Another foot injury happened to my friend Meng in that same football field. This time, it was more serious. He had stepped on a piece of broken glass and the sole of his foot was cut wide open. We must have been older then because we did not panic. We bandaged it up as best as we could with our hankherchiefs (isn't it great we got handkerchiefs back then?) and then rushed him on bicycle back home. Fortunately, it was but only two lorongs away. We helped him up the stairs and handed him over to his family. They were quite calm about it and did not scold either of us kids (which was a relief!) I remember his family drove a Ford Escort (the one that looks like a coupe), so he must have gotten to the hospital real quick.

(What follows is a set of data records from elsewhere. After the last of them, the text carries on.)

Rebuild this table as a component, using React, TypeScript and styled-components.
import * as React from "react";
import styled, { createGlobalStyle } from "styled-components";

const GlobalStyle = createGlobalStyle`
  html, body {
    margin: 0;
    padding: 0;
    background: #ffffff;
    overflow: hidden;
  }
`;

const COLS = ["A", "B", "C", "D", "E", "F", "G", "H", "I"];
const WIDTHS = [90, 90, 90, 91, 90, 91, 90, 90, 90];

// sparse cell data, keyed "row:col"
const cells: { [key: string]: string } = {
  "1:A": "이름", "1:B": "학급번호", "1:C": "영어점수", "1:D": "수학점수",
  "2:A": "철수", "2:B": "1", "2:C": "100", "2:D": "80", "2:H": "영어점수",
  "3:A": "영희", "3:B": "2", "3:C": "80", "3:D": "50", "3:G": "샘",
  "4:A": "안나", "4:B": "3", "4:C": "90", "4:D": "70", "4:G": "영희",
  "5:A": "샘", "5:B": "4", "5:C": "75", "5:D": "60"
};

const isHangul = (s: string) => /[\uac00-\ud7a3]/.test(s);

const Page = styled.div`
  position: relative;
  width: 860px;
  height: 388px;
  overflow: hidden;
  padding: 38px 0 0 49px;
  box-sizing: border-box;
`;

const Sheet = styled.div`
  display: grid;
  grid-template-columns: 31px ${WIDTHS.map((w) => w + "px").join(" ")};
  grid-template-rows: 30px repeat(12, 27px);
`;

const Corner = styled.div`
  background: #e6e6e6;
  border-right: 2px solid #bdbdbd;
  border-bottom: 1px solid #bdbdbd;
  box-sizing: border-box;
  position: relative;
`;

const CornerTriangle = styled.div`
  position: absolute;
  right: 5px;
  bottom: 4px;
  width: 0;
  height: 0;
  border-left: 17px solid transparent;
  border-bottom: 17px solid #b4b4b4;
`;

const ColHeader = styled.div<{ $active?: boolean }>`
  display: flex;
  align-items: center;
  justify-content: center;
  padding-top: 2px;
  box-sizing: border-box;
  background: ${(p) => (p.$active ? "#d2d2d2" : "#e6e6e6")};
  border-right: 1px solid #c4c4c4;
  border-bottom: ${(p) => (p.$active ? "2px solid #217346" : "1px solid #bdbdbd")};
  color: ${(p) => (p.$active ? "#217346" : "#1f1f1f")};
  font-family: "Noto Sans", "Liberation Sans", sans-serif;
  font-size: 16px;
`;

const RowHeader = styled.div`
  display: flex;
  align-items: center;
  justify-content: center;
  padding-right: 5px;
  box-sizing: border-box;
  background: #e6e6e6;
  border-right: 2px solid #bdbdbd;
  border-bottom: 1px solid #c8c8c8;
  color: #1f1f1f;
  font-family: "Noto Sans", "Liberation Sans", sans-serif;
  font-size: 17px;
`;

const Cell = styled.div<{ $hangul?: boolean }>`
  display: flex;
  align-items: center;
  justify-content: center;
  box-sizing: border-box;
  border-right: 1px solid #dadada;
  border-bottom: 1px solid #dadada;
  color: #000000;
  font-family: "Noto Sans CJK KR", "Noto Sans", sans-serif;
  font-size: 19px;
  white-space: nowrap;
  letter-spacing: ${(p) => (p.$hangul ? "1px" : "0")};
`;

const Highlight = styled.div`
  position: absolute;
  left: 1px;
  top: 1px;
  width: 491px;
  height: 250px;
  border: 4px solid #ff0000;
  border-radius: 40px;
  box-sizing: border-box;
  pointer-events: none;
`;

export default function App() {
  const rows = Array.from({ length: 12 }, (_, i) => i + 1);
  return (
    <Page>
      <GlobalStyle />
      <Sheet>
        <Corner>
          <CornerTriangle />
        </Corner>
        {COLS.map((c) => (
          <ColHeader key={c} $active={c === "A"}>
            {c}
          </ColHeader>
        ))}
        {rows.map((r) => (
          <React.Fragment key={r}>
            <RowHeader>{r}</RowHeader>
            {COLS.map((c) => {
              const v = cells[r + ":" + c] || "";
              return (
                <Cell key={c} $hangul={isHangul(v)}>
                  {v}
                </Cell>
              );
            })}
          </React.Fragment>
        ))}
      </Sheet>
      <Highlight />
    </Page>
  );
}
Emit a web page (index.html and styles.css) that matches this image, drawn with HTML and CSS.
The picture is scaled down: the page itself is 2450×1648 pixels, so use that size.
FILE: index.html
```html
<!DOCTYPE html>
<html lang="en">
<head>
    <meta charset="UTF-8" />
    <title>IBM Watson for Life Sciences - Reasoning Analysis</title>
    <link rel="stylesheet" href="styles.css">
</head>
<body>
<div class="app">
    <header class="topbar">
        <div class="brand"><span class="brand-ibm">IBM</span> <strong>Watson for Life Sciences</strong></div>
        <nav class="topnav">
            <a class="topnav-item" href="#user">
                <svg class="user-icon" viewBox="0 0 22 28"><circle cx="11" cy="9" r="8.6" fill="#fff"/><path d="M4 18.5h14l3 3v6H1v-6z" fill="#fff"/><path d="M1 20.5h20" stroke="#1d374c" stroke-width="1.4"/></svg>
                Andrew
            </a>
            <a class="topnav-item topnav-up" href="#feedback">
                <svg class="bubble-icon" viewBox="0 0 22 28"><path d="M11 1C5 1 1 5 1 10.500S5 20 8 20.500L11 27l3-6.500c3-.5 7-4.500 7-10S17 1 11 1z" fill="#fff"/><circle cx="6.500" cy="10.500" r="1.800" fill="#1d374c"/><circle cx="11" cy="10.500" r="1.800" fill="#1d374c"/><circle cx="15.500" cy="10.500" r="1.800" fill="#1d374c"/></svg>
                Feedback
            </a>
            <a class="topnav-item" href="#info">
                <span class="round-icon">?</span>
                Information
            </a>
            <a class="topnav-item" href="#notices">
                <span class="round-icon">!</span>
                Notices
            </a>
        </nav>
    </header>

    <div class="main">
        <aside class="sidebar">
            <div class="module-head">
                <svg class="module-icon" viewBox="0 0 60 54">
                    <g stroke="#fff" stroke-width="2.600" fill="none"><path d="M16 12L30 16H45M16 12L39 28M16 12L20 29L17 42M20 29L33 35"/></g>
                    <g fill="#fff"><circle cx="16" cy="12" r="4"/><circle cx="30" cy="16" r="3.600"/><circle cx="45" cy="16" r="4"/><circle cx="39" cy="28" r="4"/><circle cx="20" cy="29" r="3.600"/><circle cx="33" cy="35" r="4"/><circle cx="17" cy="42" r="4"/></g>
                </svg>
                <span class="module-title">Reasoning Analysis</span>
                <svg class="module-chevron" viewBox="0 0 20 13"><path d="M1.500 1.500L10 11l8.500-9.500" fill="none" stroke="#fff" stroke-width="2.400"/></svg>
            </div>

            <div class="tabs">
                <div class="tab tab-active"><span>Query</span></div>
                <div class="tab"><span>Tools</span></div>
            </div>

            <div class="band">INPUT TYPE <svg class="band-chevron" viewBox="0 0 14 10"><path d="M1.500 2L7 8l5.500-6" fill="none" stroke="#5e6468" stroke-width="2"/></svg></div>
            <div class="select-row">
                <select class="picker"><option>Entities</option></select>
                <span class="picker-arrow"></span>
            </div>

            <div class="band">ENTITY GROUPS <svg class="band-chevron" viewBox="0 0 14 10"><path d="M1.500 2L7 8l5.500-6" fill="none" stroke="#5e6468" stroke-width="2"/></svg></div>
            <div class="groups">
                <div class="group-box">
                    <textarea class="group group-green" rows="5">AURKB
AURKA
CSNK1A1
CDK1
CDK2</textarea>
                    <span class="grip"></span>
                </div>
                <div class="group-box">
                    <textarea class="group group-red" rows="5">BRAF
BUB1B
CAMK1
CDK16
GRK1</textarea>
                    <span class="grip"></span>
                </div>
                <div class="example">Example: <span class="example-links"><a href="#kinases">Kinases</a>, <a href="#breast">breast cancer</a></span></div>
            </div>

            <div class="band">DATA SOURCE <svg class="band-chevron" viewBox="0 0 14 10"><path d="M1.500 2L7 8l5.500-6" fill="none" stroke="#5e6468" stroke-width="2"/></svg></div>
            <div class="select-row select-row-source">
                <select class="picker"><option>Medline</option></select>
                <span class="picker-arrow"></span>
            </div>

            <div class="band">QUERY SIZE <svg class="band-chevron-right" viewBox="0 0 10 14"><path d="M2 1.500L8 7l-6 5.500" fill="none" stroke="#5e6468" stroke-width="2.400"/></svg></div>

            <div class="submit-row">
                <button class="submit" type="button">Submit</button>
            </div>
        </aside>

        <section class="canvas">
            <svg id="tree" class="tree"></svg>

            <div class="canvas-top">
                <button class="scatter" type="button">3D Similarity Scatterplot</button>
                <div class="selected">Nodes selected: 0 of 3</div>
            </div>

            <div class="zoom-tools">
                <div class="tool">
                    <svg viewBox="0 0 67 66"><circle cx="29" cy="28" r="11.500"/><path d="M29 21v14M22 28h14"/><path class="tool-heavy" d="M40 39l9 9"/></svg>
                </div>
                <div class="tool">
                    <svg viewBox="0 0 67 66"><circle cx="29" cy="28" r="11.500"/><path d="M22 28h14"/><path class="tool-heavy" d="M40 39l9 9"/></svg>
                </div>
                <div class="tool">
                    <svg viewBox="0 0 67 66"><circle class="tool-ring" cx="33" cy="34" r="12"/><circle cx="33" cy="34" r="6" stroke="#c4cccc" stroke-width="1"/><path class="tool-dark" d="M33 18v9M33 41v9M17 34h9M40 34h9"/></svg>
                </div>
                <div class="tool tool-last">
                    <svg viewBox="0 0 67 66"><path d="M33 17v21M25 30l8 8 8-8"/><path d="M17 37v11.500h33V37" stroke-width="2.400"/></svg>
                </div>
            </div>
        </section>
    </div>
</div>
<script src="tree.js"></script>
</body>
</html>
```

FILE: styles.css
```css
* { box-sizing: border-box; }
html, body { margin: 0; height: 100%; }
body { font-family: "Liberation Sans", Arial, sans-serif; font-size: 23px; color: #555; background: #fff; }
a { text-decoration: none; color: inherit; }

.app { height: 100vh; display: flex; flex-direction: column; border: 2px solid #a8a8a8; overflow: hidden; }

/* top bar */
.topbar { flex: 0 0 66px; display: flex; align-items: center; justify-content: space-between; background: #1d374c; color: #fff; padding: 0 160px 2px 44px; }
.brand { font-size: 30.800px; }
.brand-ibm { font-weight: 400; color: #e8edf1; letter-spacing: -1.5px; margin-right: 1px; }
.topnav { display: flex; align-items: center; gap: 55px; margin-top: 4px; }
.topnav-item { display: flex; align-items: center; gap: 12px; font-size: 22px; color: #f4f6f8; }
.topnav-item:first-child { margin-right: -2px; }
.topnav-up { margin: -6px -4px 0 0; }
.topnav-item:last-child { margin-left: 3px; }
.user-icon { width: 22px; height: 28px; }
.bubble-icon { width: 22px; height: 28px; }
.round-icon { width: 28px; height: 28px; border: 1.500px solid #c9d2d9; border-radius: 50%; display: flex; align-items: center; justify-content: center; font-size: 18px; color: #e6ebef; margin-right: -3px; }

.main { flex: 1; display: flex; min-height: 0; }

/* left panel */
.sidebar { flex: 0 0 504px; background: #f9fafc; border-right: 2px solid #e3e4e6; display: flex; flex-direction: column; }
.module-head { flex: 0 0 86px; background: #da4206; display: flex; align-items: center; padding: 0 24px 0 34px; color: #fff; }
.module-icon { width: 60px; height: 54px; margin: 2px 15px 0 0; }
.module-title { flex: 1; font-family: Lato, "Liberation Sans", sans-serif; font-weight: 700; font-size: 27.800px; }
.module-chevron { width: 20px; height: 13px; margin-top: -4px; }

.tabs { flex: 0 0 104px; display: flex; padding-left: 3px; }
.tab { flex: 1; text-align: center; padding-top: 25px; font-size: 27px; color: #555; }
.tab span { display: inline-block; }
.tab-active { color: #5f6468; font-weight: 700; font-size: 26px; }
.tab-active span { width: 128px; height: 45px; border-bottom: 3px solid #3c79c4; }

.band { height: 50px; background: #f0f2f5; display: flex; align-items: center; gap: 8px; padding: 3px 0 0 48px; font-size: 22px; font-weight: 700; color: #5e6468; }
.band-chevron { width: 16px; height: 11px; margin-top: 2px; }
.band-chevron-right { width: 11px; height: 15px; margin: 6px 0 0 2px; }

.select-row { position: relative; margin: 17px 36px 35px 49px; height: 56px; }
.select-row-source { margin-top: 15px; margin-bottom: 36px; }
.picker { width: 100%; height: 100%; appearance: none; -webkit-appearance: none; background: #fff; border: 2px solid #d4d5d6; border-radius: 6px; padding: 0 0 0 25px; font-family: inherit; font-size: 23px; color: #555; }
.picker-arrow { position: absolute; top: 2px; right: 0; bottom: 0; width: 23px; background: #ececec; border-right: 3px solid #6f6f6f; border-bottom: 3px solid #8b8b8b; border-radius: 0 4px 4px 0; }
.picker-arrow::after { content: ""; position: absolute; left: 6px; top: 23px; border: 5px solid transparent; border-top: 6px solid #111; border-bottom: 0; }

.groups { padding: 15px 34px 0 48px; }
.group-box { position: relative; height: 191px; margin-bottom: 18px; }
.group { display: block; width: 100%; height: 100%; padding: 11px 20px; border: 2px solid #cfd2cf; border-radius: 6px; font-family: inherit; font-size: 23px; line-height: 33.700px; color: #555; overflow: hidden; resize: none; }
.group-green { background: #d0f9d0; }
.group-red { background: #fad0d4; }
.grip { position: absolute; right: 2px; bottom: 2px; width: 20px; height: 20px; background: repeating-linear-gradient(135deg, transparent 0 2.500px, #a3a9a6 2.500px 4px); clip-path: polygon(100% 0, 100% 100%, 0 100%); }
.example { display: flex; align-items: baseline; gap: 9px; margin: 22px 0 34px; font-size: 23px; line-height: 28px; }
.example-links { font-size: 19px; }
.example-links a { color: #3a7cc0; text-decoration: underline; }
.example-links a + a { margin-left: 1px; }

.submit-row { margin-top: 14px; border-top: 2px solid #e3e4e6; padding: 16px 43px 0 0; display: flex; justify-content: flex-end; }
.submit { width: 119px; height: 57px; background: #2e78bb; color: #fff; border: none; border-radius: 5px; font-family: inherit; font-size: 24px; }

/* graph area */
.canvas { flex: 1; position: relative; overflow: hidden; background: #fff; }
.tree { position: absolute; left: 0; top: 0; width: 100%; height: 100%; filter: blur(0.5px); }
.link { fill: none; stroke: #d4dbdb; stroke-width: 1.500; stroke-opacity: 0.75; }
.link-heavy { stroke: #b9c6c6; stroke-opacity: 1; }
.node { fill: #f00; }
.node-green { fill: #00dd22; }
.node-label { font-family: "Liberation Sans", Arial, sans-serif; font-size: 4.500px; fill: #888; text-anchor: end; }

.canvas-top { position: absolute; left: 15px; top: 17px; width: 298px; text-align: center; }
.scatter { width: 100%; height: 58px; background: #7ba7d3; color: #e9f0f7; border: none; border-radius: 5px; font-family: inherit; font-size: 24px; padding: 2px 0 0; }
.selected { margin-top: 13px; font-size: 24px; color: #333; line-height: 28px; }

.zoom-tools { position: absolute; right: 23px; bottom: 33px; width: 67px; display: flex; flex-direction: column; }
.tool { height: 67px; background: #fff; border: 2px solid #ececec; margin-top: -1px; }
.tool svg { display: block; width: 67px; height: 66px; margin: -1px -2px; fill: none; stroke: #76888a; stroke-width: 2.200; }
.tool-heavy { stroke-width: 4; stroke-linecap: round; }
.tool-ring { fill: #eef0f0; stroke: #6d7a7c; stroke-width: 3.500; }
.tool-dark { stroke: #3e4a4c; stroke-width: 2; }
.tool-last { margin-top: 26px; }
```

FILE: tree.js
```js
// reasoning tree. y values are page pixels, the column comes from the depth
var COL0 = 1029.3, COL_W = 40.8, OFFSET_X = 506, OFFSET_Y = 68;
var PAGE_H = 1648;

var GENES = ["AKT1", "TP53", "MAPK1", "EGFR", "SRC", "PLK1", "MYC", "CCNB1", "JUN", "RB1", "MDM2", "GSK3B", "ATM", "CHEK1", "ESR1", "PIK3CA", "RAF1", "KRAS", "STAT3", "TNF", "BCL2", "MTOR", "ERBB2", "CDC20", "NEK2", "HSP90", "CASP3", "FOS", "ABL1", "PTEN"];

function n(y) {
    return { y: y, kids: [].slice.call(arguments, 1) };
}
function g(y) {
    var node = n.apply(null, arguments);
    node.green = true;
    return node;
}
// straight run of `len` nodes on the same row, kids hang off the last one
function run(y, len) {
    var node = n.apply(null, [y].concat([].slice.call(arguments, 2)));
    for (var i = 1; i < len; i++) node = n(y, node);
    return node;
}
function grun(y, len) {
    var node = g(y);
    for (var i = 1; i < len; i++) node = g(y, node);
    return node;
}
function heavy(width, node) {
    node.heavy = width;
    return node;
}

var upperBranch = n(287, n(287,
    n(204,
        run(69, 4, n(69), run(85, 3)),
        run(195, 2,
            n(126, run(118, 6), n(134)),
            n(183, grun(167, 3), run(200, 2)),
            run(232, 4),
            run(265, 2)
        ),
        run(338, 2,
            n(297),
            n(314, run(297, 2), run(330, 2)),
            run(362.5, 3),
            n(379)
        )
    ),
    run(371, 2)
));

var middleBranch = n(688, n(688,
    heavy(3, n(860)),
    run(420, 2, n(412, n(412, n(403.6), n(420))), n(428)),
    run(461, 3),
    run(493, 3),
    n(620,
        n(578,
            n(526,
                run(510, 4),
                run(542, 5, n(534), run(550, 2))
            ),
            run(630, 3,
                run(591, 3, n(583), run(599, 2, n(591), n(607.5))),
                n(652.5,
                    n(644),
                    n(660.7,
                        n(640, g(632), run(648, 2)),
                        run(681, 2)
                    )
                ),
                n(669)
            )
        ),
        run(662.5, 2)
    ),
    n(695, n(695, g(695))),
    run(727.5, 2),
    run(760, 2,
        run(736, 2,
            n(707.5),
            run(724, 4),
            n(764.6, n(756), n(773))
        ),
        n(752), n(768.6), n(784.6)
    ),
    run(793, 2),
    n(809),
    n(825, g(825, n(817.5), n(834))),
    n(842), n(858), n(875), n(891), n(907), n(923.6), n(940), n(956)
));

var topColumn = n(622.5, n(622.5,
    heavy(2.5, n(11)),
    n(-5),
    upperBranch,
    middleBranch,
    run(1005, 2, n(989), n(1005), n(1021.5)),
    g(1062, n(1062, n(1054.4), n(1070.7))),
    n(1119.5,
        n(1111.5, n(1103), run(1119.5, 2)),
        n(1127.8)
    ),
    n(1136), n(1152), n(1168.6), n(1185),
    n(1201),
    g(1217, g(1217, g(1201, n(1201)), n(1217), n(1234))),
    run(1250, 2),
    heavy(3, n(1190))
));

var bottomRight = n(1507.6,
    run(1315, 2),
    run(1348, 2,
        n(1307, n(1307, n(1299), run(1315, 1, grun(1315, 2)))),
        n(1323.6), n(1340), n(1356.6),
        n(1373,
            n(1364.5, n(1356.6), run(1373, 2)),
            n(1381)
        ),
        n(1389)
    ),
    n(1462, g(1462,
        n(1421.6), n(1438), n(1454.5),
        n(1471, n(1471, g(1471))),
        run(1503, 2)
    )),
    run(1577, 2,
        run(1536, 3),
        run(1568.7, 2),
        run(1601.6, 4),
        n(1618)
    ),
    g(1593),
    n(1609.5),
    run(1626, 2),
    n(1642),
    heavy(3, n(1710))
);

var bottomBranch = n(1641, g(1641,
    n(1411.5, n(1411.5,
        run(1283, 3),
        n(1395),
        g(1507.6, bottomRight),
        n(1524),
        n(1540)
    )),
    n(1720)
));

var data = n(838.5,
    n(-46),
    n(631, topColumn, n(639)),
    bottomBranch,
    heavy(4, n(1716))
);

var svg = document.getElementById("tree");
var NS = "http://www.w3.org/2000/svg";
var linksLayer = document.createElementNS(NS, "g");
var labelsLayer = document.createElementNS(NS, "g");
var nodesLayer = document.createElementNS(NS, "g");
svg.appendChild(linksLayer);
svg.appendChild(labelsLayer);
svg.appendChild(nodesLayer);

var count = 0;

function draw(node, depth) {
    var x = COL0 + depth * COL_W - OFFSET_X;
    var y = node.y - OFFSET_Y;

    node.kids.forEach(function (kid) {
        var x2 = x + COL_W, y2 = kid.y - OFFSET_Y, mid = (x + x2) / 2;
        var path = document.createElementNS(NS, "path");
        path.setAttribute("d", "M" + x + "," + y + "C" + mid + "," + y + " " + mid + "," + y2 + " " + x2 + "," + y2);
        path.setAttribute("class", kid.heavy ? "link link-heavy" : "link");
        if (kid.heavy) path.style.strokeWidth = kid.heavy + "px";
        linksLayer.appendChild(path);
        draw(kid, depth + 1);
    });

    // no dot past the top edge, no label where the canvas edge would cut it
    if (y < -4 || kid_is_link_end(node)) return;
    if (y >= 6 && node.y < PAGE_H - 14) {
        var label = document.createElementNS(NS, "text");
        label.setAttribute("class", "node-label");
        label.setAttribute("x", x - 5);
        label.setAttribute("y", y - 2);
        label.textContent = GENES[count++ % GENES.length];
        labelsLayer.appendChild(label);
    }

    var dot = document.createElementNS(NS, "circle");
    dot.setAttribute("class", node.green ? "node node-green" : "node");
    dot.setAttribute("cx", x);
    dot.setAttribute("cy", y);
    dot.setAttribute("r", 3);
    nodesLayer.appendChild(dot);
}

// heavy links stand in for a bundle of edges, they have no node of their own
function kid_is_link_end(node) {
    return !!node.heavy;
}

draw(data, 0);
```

The car was sky blue. His family was into garment making and when you visited him, you could always hear electric sewing machines whirring.
This football field we always played at belonged to a primary school. It's rather quaint in that it consisted mostly of single storey classrooms made of slatted wood siding and had glass louvered windows. I am not sure if there are many of such schools left still. It was an English school for a long time and then became a Malay sekolah. It's between Lor 21 and Lor 23 and sandwiched by Sims Avenue and Geylang Road. It is still there but the premises have already been taken over by social enterprises (a thrift shop) and auto companies. In the field now stand a huge hangar. That's rather sad, I think. It has completely changed the character of the place. I hope they don't ruin it further beyond recognition.
They say accidents maketh a man stronger. I think the same applies to boys.
We were out again at that field playing, this time with our bikes. We had made an earth ramp and were trying to outdo each another by jumping higher and further. When my turn came, I took off quite nicely but landed quite hard. So hard that it positively bent the banana seat of my bike. Needless to say, the part that did the bending was pretty sore. I thought my bollocks had burst! Would my non-existent hernia come back? So, it was another round of worry about medical conditions. I think I had more worry keeping it from my mom and dad. Who'd want another round of caning?
When you get hit there (the manly regions, so to speak) it is quite difficult to walk straight. Somehow, I even managed that and mom and dad never found out about my ambitions to become a daredevil. But there was no fooling my mom when I got bit by an Alsatian dog. I had to let on eventually because I was worried sick about becoming a frothing, water-hating rabid zombie. Besides the chin scar, the thickened toe nail (that's how they will grow back) and that pair of puncture holes on my butt, I don't have any more bodily souvenirs from my childhood. Maybe that is for the best!